У этого есть две причины. Во-первых, этот поток больше нельзя анализировать, разбив на отдельные творческие линии. Даже высокая мода сегодня не состоит из отдельных гениальных дизайнеров – Баленсиага, Диор, Джанни Версаче, чьи шедевры, заказанные в одном экземпляре богачами, вдохновляют массовую моду (а значит, и владеют ею). Броские фамилии стали рекламой для глобальных корпораций в индустрии украшения человеческого тела в широком смысле. Дом «Диор» живет не благодаря заказам богатых клиенток, а благодаря массовым продажам косметики и готовой одежды, облагороженной «диоровским» ярлыком. Эта индустрия, которая, как и все подобные ей, обслуживающие потребности человечества, решившего вопрос простого выживания, содержит некоторые элементы креативности, но никак не является и не может являться творчеством в старом значении этого слова – деятельностью самостоятельного творческого индивидуума, стремящегося к высотам гения. Действительно, в новом словоупотреблении «креативный» зачастую значит лишь то, что работа не носит исключительно рутинного характера.

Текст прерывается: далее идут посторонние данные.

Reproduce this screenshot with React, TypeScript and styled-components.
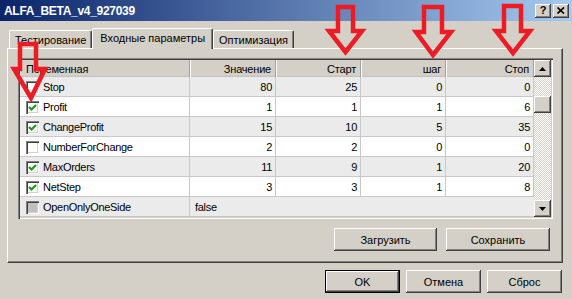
import React from 'react';
import styled, { createGlobalStyle, css } from 'styled-components';

const GlobalStyle = createGlobalStyle`
    html, body {
        margin: 0;
        padding: 0;
        background: #d4d0c8;
    }

    body {
        font-family: "Liberation Sans", Arial, sans-serif;
        font-size: 11px;
        color: #000;
    }
`;

const raised = css`
    box-shadow:
        inset -1px -1px #404040,
        inset 1px 1px #ffffff,
        inset -2px -2px #808080,
        inset 2px 2px #d4d0c8;
`;

const sunken = css`
    box-shadow:
        inset 1px 1px #808080,
        inset 2px 2px #404040,
        inset -1px -1px #ffffff,
        inset -2px -2px #d4d0c8;
`;

const Window = styled.div`
    position: relative;
    width: 572px;
    height: 299px;
    overflow: hidden;
    background: #d4d0c8;
    display: flex;
    flex-direction: column;
`;

const TitleBar = styled.div`
    flex: none;
    height: 21px;
    display: flex;
    align-items: center;
    justify-content: space-between;
    padding: 0 3px 0 4px;
    background: linear-gradient(to right, #0a246a, #a6caf0);
`;

const Title = styled.span`
    color: #fff;
    font-weight: bold;
    font-size: 12px;
    letter-spacing: -0.3px;
`;

const CaptionButtons = styled.div`
    display: flex;
    gap: 2px;
`;

const CaptionButton = styled.div`
    width: 16px;
    height: 14px;
    background: #d4d0c8;
    ${raised};
    display: flex;
    align-items: center;
    justify-content: center;
    font-weight: bold;
    font-size: 11px;
    line-height: 1;
`;

const Body = styled.div`
    padding: 7px 9px 0 7px;
`;

const TabStrip = styled.div`
    height: 20px;
    display: flex;
    align-items: flex-end;
    padding-left: 2px;
`;

const Tab = styled.div<{ $active?: boolean }>`
    position: relative;
    z-index: ${(p) => (p.$active ? 1 : 0)};
    height: ${(p) => (p.$active ? 21 : 18)}px;
    margin-bottom: ${(p) => (p.$active ? -1 : 0)}px;
    padding: 0 ${(p) => (p.$active ? 7 : 5)}px;
    padding-bottom: ${(p) => (p.$active ? 3 : 0)}px;
    box-sizing: border-box;
    display: flex;
    align-items: center;
    background: #d4d0c8;
    border-top: 1px solid #fff;
    border-left: 1px solid #fff;
    border-right: 1px solid #404040;
    border-radius: 2px 2px 0 0;
    box-shadow: inset -1px 0 #808080;
    white-space: nowrap;
`;

const Panel = styled.div`
    height: 215px;
    box-sizing: border-box;
    border-top: 1px solid #fff;
    border-left: 1px solid #fff;
    border-right: 1px solid #404040;
    border-bottom: 1px solid #404040;
    box-shadow: inset -1px -1px #808080;
    padding: 9px 9px 0 10px;
`;

const GridFrame = styled.div`
    width: 535px;
    height: 161px;
    box-sizing: border-box;
    padding: 2px;
    ${sunken};
    display: flex;
`;

const Table = styled.div`
    width: 514px;
    display: grid;
    grid-template-columns: 170px 86px 85px 85px 88px;
    grid-template-rows: 17px repeat(7, 20px);
    background: #fff;
`;

const HeadCell = styled.div<{ $left?: boolean }>`
    background: #d4d0c8;
    display: flex;
    align-items: center;
    justify-content: ${(p) => (p.$left ? 'flex-start' : 'flex-end')};
    padding: 0 5px 0 6px;
    box-shadow:
        inset 1px 0 #ffffff,
        inset -1px 0 #a0a0a0,
        inset 0 -1px #c0c0c0;
    letter-spacing: -0.2px;
`;

const Cell = styled.div<{ $odd: boolean; $left?: boolean; $span?: number }>`
    background: ${(p) => (p.$odd ? '#ebebeb' : '#ffffff')};
    grid-column: ${(p) => (p.$span ? `span ${p.$span}` : 'auto')};
    display: flex;
    align-items: center;
    justify-content: ${(p) => (p.$left ? 'flex-start' : 'flex-end')};
    padding: 0 4px 0 5px;
    box-shadow: ${(p) => (p.$span ? 'inset 0 -1px #c8c8c8' : 'inset -1px -1px #c8c8c8')};
    letter-spacing: -0.3px;
`;

const NameCell = styled(Cell)`
    gap: 4px;
    padding-left: 6px;
`;

const Check = styled.div<{ $disabled?: boolean }>`
    flex: none;
    width: 13px;
    height: 13px;
    background: ${(p) => (p.$disabled ? '#c0c0c0' : '#ffffff')};
    ${sunken};
    display: flex;
    align-items: center;
    justify-content: center;
`;

const ScrollBar = styled.div`
    width: 17px;
    display: flex;
    flex-direction: column;
`;

const ScrollButton = styled.div`
    flex: none;
    height: 17px;
    background: #d4d0c8;
    ${raised};
    display: flex;
    align-items: center;
    justify-content: center;
`;

const Track = styled.div`
    flex: 1;
    background-color: #d4d0c8;
    background-image: repeating-conic-gradient(#ffffff 0 25%, #d4d0c8 0 50%);
    background-size: 2px 2px;
`;

const Thumb = styled.div`
    margin-top: 19px;
    height: 17px;
    background: #d4d0c8;
    ${raised};
`;

const ButtonRow = styled.div<{ $gap: number; $top: number; $right: number }>`
    display: flex;
    justify-content: flex-end;
    gap: ${(p) => p.$gap}px;
    margin-top: ${(p) => p.$top}px;
    padding-right: ${(p) => p.$right}px;
`;

const Button = styled.div<{ $width: number; $default?: boolean }>`
    width: ${(p) => p.$width}px;
    height: 23px;
    box-sizing: border-box;
    background: #d4d0c8;
    display: flex;
    align-items: center;
    justify-content: center;
    ${(p) =>
        p.$default
            ? css`
                  border: 1px solid #000;
                  ${raised};
              `
            : raised};
`;

const Annotations = styled.svg`
    position: absolute;
    inset: 0;
    pointer-events: none;
`;

type Row = {
    name: string;
    checked?: boolean;
    disabled?: boolean;
    values: string[];
};

const rows: Row[] = [
    { name: 'Stop', values: ['80', '25', '0', '0'] },
    { name: 'Profit', checked: true, values: ['1', '1', '1', '6'] },
    { name: 'ChangeProfit', checked: true, values: ['15', '10', '5', '35'] },
    { name: 'NumberForChange', values: ['2', '2', '0', '0'] },
    { name: 'MaxOrders', checked: true, values: ['11', '9', '1', '20'] },
    { name: 'NetStep', checked: true, values: ['3', '3', '1', '8'] },
    { name: 'OpenOnlyOneSide', disabled: true, values: ['false'] },
];

// red marker arrows drawn over the screenshot
const arrows = [
    '20,44 36,44 36,69 45,69 31,98 14,69 20,69',
    '338,7 353,7 353,31 362,31 345.5,52 329,31 338,31',
    '424,7 442,7 442,32 451,32 433,55 416,32 424,32',
    '504,6 521,6 521,31 530,31 513,53 496,31 504,31',
];

const Tick = () => (
    <svg width="9" height="9" viewBox="0 0 9 9">
        <polyline points="1,4 3.5,6.5 8,2" fill="none" stroke="#119911" strokeWidth="2" />
    </svg>
);

const Triangle = ({ down }: { down?: boolean }) => (
    <svg width="7" height="4" viewBox="0 0 7 4">
        <polygon points={down ? '0,0 7,0 3.5,4' : '0,4 7,4 3.5,0'} fill="#000" />
    </svg>
);

const TesterSettings = () => {
    return (
        <Window>
            <TitleBar>
                <Title>ALFA_BETA_v4_927039</Title>
                <CaptionButtons>
                    <CaptionButton>?</CaptionButton>
                    <CaptionButton>
                        <svg width="8" height="7" viewBox="0 0 8 7">
                            <path d="M0.5,0.5 L7,6.5 M7,0.5 L0.5,6.5" stroke="#000" strokeWidth="1.7" />
                        </svg>
                    </CaptionButton>
                </CaptionButtons>
            </TitleBar>
            <Body>
                <TabStrip>
                    <Tab>Тестирование</Tab>
                    <Tab $active>Входные параметры</Tab>
                    <Tab>Оптимизация</Tab>
                </TabStrip>
                <Panel>
                    <GridFrame>
                        <Table>
                            <HeadCell $left>Переменная</HeadCell>
                            <HeadCell>Значение</HeadCell>
                            <HeadCell>Старт</HeadCell>
                            <HeadCell>шаг</HeadCell>
                            <HeadCell>Стоп</HeadCell>
                            {rows.map((row, i) => {
                                const odd = i % 2 === 0;
                                return (
                                    <React.Fragment key={row.name}>
                                        <NameCell $odd={odd} $left>
                                            <Check $disabled={row.disabled}>
                                                {row.checked && <Tick />}
                                            </Check>
                                            {row.name}
                                        </NameCell>
                                        {row.disabled ? (
                                            <Cell $odd={odd} $left $span={4}>
                                                {row.values[0]}
                                            </Cell>
                                        ) : (
                                            row.values.map((v, j) => (
                                                <Cell key={j} $odd={odd}>
                                                    {v}
                                                </Cell>
                                            ))
                                        )}
                                    </React.Fragment>
                                );
                            })}
                        </Table>
                        <ScrollBar>
                            <ScrollButton>
                                <Triangle />
                            </ScrollButton>
                            <Track>
                                <Thumb />
                            </Track>
                            <ScrollButton>
                                <Triangle down />
                            </ScrollButton>
                        </ScrollBar>
                    </GridFrame>
                    <ButtonRow $gap={9} $top={9} $right={3}>
                        <Button $width={103}>Загрузить</Button>
                        <Button $width={104}>Сохранить</Button>
                    </ButtonRow>
                </Panel>
                <ButtonRow $gap={6} $top={7} $right={1}>
                    <Button $width={75} $default>OK</Button>
                    <Button $width={75}>Отмена</Button>
                    <Button $width={75}>Сброс</Button>
                </ButtonRow>
            </Body>
            <Annotations width="572" height="299" viewBox="0 0 572 299">
                {arrows.map((points, i) => (
                    <polygon
                        key={i}
                        points={points}
                        fill="none"
                        stroke="#ed1c24"
                        strokeWidth="4.5"
                        strokeLinejoin="miter"
                    />
                ))}
            </Annotations>
        </Window>
    );
};

const App = () => (
    <>
        <GlobalStyle />
        <TesterSettings />
    </>
);

export default App;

Во-вторых, мы живем в потребительской цивилизации, в которой исполнение любых человеческих желаний (желательно немедленное) призвано определять устройство жизни. Подлежит ли иерархизации возможность исполнения тех или иных желаний? Может ли она вообще быть? Есть ли какой-то смысл выделять источники наслаждений и изучать их по отдельности? Наркотики и рок-музыка, как известно, идут рука об руку с 1960-х годов. Опыт британской молодежи на так называемых рейвах нельзя разделить на музыку, танцы, напитки, наркотики, секс, индивидуальный наряд – украшение тела по высшим стандартам тогдашней моды – и общий вид толпы на этих орфических празднествах. Это воспринималось как единое целое в данный конкретный момент времени. И в точности те же сочетания формируют культурный опыт большинства людей в наши дни.